To help you understand this better, here is a practical example of what the application of Spanish law to your inheritance entails.

Let us imagine that you are married with 2 children and the total value of your estate amounts to 150,000 €. Spanish law would require, upon death, that your estate be divided in the following way:

  • « Legítima »: 1/3 of estate (50,000€) must be left to all your “compulsory heirs” in equal parts (25,000€ each).
  • « Mejora »: 1/3 of estate (50,000€) must be left to “compulsory heirs” but may be distributed in any way the testator sees fit (you can leave it all to one child, to two of them or to all three of them, but to no-one else).
  • « Libre disposición » or « Tercio libre »: 1/3 of estate (50,000€) can be disposed of however, and to whomever, the testator wishes (legal heir or not).

There are autonomous regions with their own civil law in this matter, and they are Aragon, the Balearics, Catalonia, Galicia, Navarre and the Basque Country.
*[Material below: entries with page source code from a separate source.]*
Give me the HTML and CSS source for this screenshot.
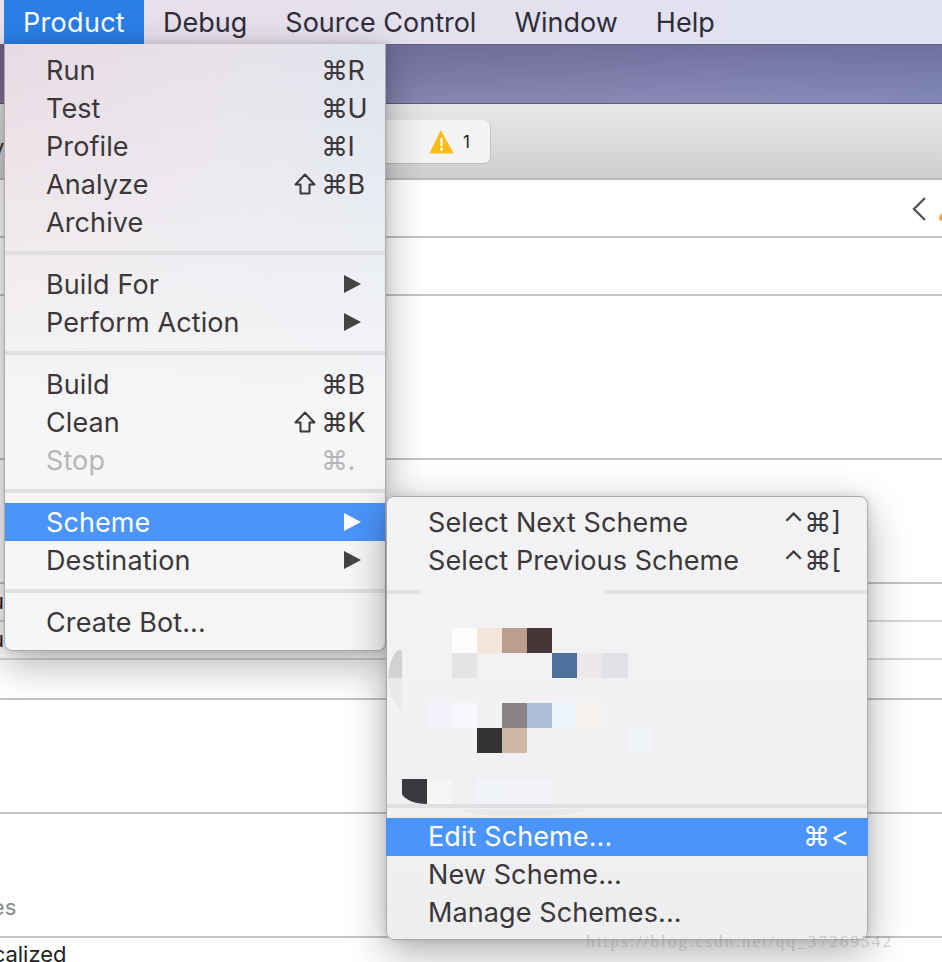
FILE: index.html
```html
<!DOCTYPE html>
<html lang="en">
<head>
<meta charset="utf-8">
<title>Xcode Product menu</title>
<link rel="stylesheet" href="styles.css">
</head>
<body>
<div class="stage">
  <nav class="menubar">
    <span class="bar-item bar-active">Product</span>
    <span class="bar-item">Debug</span>
    <span class="bar-item">Source Control</span>
    <span class="bar-item">Window</span>
    <span class="bar-item">Help</span>
  </nav>
  <div class="titlebar"></div>
  <div class="toolbar">
    <span class="frag-y">y</span>
    <div class="status">
      <svg class="warn" viewBox="0 0 24 24" aria-hidden="true"><path d="M12 1.5 23.6 22.2a1 1 0 0 1-.9 1.4H1.3a1 1 0 0 1-.9-1.4L10.6 1.6c.6-1 2-1 2.6 0Z" fill="#fdbb16"/><path d="M10.7 8h2.6l-.4 8.5h-1.8ZM12 17.6a1.6 1.6 0 1 1 0 3.2 1.6 1.6 0 0 1 0-3.2Z" fill="#fff"/></svg>
      <span class="status-count">1</span>
    </div>
  </div>
  <div class="rows">
    <div class="row row-a">
      <svg class="chev" viewBox="0 0 16 26" aria-hidden="true"><path d="M14 2 3 13l11 11" fill="none" stroke="#555" stroke-width="2.4"/></svg>
      <span class="speck"></span>
    </div>
    <div class="row row-b"></div>
    <div class="row row-c"></div>
    <div class="row row-d"></div>
    <div class="row row-e thin"><span class="frag-u">u</span></div>
    <div class="row row-e thin"><span class="frag-u">u</span></div>
    <div class="row row-f"></div>
    <div class="row row-g"></div>
    <div class="row row-h"><span class="frag-es">files</span></div>
    <div class="row-last"><span class="frag-cal">Localized</span></div>
  </div>

  <div class="menu menu-product">
    <div class="mi"><span>Run</span><span class="sc">⌘R</span></div>
    <div class="mi"><span>Test</span><span class="sc">⌘U</span></div>
    <div class="mi"><span>Profile</span><span class="sc">⌘I</span></div>
    <div class="mi"><span>Analyze</span><span class="sc"><svg class="shift" viewBox="0 0 22 22" aria-hidden="true"><path d="M11 1.5 20.5 11.5H15.5V20.5H6.5V11.5H1.5Z" fill="none" stroke="currentColor" stroke-width="2" stroke-linejoin="round"/></svg>⌘B</span></div>
    <div class="mi"><span>Archive</span></div>
    <div class="sep"></div>
    <div class="mi"><span>Build For</span><i class="tri"></i></div>
    <div class="mi"><span>Perform Action</span><i class="tri"></i></div>
    <div class="sep"></div>
    <div class="mi"><span>Build</span><span class="sc">⌘B</span></div>
    <div class="mi"><span>Clean</span><span class="sc"><svg class="shift" viewBox="0 0 22 22" aria-hidden="true"><path d="M11 1.5 20.5 11.5H15.5V20.5H6.5V11.5H1.5Z" fill="none" stroke="currentColor" stroke-width="2" stroke-linejoin="round"/></svg>⌘K</span></div>
    <div class="mi off"><span>Stop</span><span class="sc">⌘.</span></div>
    <div class="sep"></div>
    <div class="mi hi"><span>Scheme</span><i class="tri"></i></div>
    <div class="mi"><span>Destination</span><i class="tri"></i></div>
    <div class="sep"></div>
    <div class="mi"><span>Create Bot...</span></div>
  </div>

  <div class="menu menu-scheme">
    <div class="mi"><span>Select Next Scheme</span><span class="sc2">⌃⌘]</span></div>
    <div class="mi"><span>Select Previous Scheme</span><span class="sc2">⌃⌘[</span></div>
    <div class="sep"></div>
    <div class="mosaic-space"></div>
    <div class="sep"></div>
    <div class="mi hi"><span>Edit Scheme...</span><span class="sc2 sc-edit">⌘&lt;</span></div>
    <div class="mi"><span>New Scheme...</span></div>
    <div class="mi"><span>Manage Schemes...</span></div>
    <svg class="mosaic" viewBox="386 496 482 444" aria-hidden="true">
      <path d="M424 590h178l5 2-5 3H424l-5-3Z" fill="#f2f2f5"/>
      <path d="M460 809h125c-12 6-25 7-40 7h-50c-15 0-25-2-35-7Z" fill="#e9e9ec"/>
      <path d="M402 650h-4c-6 6-9 14-10 28h14Z" fill="#d2d2d3"/>
      <path d="M388 678h14v34c-8-8-13-20-14-34Z" fill="#e9e9eb"/>
      <rect x="452" y="628" width="25" height="25" fill="#fbfcfd"/>
      <rect x="477" y="628" width="25" height="25" fill="#f4e6da"/>
      <rect x="502" y="628" width="25" height="25" fill="#bb9f8c"/>
      <rect x="527" y="628" width="25" height="25" fill="#473436"/>
      <rect x="452" y="653" width="25" height="25" fill="#e4e4e6"/>
      <rect x="552" y="653" width="25" height="25" fill="#4d709c"/>
      <rect x="577" y="653" width="25" height="25" fill="#ede9ea"/>
      <rect x="602" y="653" width="26" height="25" fill="#e2e2e6"/>
      <rect x="427" y="703" width="25" height="25" fill="#f3f4fb"/>
      <rect x="452" y="703" width="25" height="25" fill="#f8f7fc"/>
      <rect x="502" y="703" width="25" height="25" fill="#8a8488"/>
      <rect x="527" y="703" width="25" height="25" fill="#adbdd6"/>
      <rect x="552" y="703" width="25" height="25" fill="#eef5fb"/>
      <rect x="577" y="703" width="25" height="25" fill="#f8f2ef"/>
      <rect x="477" y="728" width="25" height="25" fill="#333336"/>
      <rect x="502" y="728" width="25" height="25" fill="#cfb8a4"/>
      <rect x="628" y="728" width="25" height="25" fill="#f1f5f9"/>
      <path d="M402 779h25v25c-12 0-22-4-25-10Z" fill="#3a393d"/>
      <rect x="427" y="779" width="25" height="25" fill="#f6f6f6"/>
      <rect x="477" y="779" width="25" height="25" fill="#f1f4f8"/>
      <rect x="502" y="779" width="50" height="25" fill="#f2f3f6"/>
    </svg>
  </div>

  <div class="watermark">https://blog.csdn.net/qq_37269542</div>
</div>
</body>
</html>
```

FILE: styles.css
```css
* { box-sizing: border-box; }
html, body { margin: 0; padding: 0; }
body {
  width: 942px;
  height: 962px;
  overflow: hidden;
  background: #fff;
  font-family: Inter, "DejaVu Sans", sans-serif;
}
.stage {
  position: relative;
  width: 942px;
  height: 962px;
  overflow: hidden;
  display: flex;
  flex-direction: column;
}

/* Menu bar */
.menubar {
  flex: none;
  height: 44px;
  padding-left: 4px;
  display: flex;
  background: linear-gradient(90deg, #e9e0ea 0%, #e4e1ee 50%, #dfe2f2 100%);
  font-size: 27px;
  color: #2f2d3b;
}
.bar-item {
  padding: 0 19px;
  line-height: 46px;
  white-space: nowrap;
}
.bar-active { background: #2a7fe6; color: #fff; letter-spacing: 0.3px; }

/* Window chrome behind the menus */
.titlebar {
  flex: none;
  height: 60px;
  background:
    linear-gradient(180deg, rgba(90, 85, 130, 0.35) 0%, rgba(160, 160, 205, 0.3) 100%),
    linear-gradient(100deg, #7d5f83 0%, #7a7aa6 45%, #8080ae 75%, #7680ae 100%);
  border-top: 1px solid #645f80;
  border-bottom: 1px solid #5d5a7e;
}
.toolbar {
  flex: none;
  height: 76px;
  position: relative;
  display: flex;
  align-items: flex-start;
  padding-top: 16px;
  padding-left: 386px;
  background: linear-gradient(180deg, #e8e6e8 0%, #d0ced0 100%);
  border-bottom: 2px solid #b9b8b9;
}
.frag-y {
  position: absolute;
  left: -8px;
  top: 30px;
  font-size: 22px;
  color: #333;
}
.status {
  width: 105px;
  height: 44px;
  display: flex;
  align-items: center;
  padding-left: 43px;
  gap: 9px;
  background: #f5f4f5;
  border-radius: 0 7px 7px 0;
  border-right: 1px solid #c6c5c6;
  border-bottom: 1px solid #bdbcbd;
}
.warn { width: 25px; height: 24px; }
.status-count { font-size: 17px; color: #222; }

/* Content rows */
.rows { flex: 1; display: flex; flex-direction: column; }
.row {
  flex: none;
  position: relative;
  border-bottom: 2px solid #c3c3c3;
  overflow: hidden;
}
.row.thin { border-bottom-color: #d8d8d8; }
.row-a { height: 58px; }
.row-b { height: 58px; }
.row-c { height: 164px; }
.row-d { height: 124px; }
.row-e { height: 38px; }
.row-f { height: 40px; }
.row-g { height: 114px; }
.row-h { height: 124px; }
.row-last { flex: 1; overflow: hidden; }
.chev { position: absolute; left: 911px; top: 16px; width: 16px; height: 26px; }
.speck {
  position: absolute;
  left: 939px;
  top: 34px;
  width: 6px;
  height: 7px;
  border-radius: 3px;
  background: #f0ab3c;
}
.frag-u {
  display: block;
  margin: 4px 0 0 -9px;
  font-size: 22px;
  line-height: 26px;
  color: #222;
}
.frag-es {
  display: block;
  margin: 79px 0 0 -27px;
  font-size: 22px;
  line-height: 28px;
  color: #8a8a8a;
}
.frag-cal {
  display: block;
  margin: 2px 0 0 -33px;
  font-size: 22px;
  line-height: 28px;
  color: #222;
}

/* Menus */
.menu {
  position: absolute;
  display: flex;
  flex-direction: column;
  border: 1px solid #aaa9ad;
  font-size: 27px;
  color: #3b373b;
  box-shadow: 0 12px 40px rgba(0, 0, 0, 0.32), 0 0 8px rgba(0, 0, 0, 0.12);
}
.menu-product {
  left: 4px;
  top: 44px;
  width: 382px;
  height: 607px;
  padding: 7px 0 0;
  border-top: 0;
  border-radius: 0 0 8px 8px;
  background:
    linear-gradient(180deg, rgba(246, 246, 247, 0) 0%, rgba(246, 246, 247, 0.55) 32%, #f6f6f7 62%),
    linear-gradient(100deg, #e9dae2 0%, #e6e2ea 50%, #d8e4f1 100%);
}
.menu-scheme {
  left: 386px;
  top: 496px;
  width: 482px;
  height: 444px;
  padding: 7px 0 0;
  border-radius: 8px;
  background: linear-gradient(180deg, #f3f3f6 0%, #f1f1f4 60%, #eeeef0 100%);
}
.mi {
  flex: none;
  height: 38px;
  padding: 0 18px 0 41px;
  display: flex;
  justify-content: space-between;
  align-items: center;
  letter-spacing: 0.1px;
  white-space: nowrap;
}
.menu-scheme .mi { padding: 0 26px 2px 41px; }
.menu-scheme .hi { padding-left: 42px; padding-right: 27px; }
/* Shortcut column: the command glyph always starts at the same x */
.sc {
  flex: none;
  width: 46px;
  position: relative;
  display: flex;
  align-items: center;
  font-family: Inter, "DejaVu Sans", sans-serif;
  letter-spacing: -0.6px;
}
.sc2 { letter-spacing: 0; }
.sc-edit { margin-right: -9px; letter-spacing: 1px; }
.shift { flex: none; width: 22px; height: 22px; margin: 0 5px 0 -27px; }
.off { color: #b6b6b8; }
.hi { background: #4a94fb; color: #fff; margin: 0 -1px; }
.menu-product .hi { margin: 0; }
.sep { flex: none; height: 24px; position: relative; }
.sep::after {
  content: "";
  position: absolute;
  left: 0;
  right: 0;
  top: 10px;
  height: 4px;
  background: #e0dfe2;
}
.mosaic-space { flex: none; height: 190px; }
.mosaic { position: absolute; left: -1px; top: -1px; width: 482px; height: 444px; }
.tri {
  width: 0;
  height: 0;
  border-style: solid;
  border-width: 9.5px 0 9.5px 17px;
  border-color: transparent transparent transparent #444;
  margin-right: 6px;
}
.hi .tri { border-left-color: #fff; }

.watermark {
  position: absolute;
  left: 586px;
  top: 932px;
  font-family: "Liberation Serif", serif;
  font-size: 17px;
  letter-spacing: 2.15px;
  color: rgba(140, 140, 140, 0.42);
  white-space: nowrap;
}
```
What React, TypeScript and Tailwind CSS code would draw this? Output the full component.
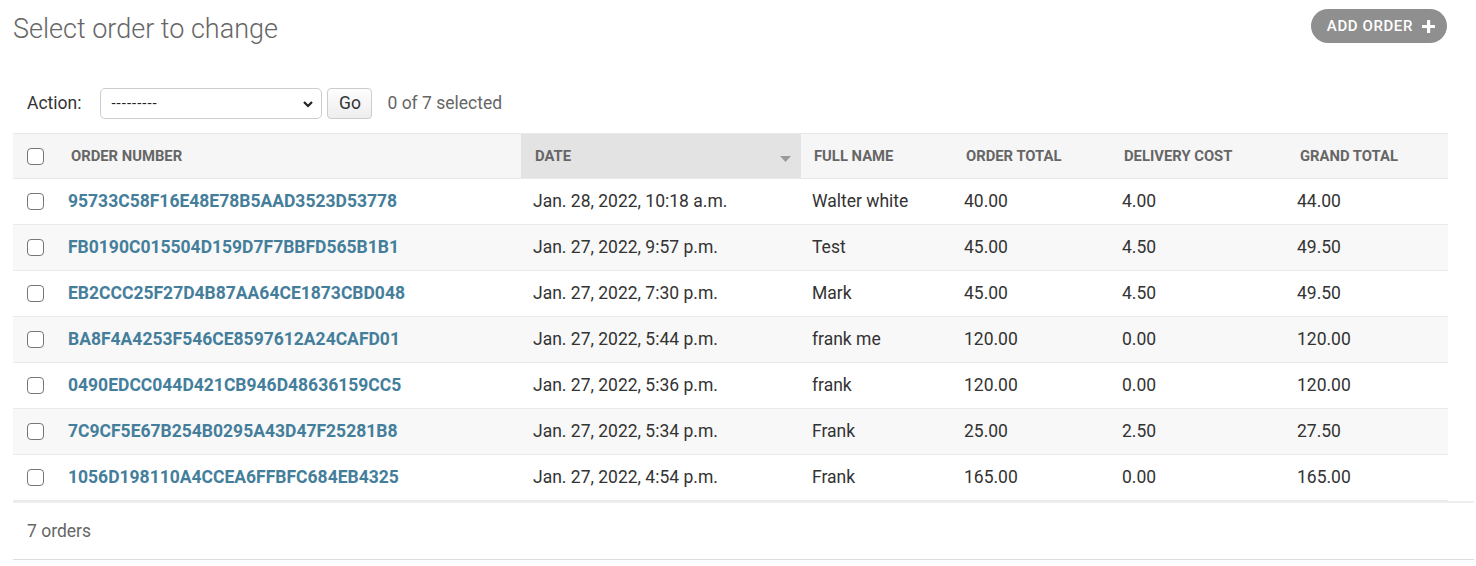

What does this all mean? It means that if you have made a Spanish Will, but not included the proper provisions to ensure the application of your national law on your death, any provisions for the distribution of your estate that overstep these limitations under Spanish law will be ignored. This could mean a great amount of inconvenience for your heirs in trying to have your Will recognised on your death.

It is for this reason that it has become strongly advisable for any foreigners with assets in Spain to make a Spanish Will for their property in Spain, or update it if necessary. Make sure to seek appropriate legal advice to make sure it complies with the new requirements of Regulation No. 650/2012 and to avoid the automatic application of Spanish law on death, which can result in your wishes not being abided by because of the legal restrictions Spanish inheritance law places on the freedom of the testator to dispose of his estate at his own discretion.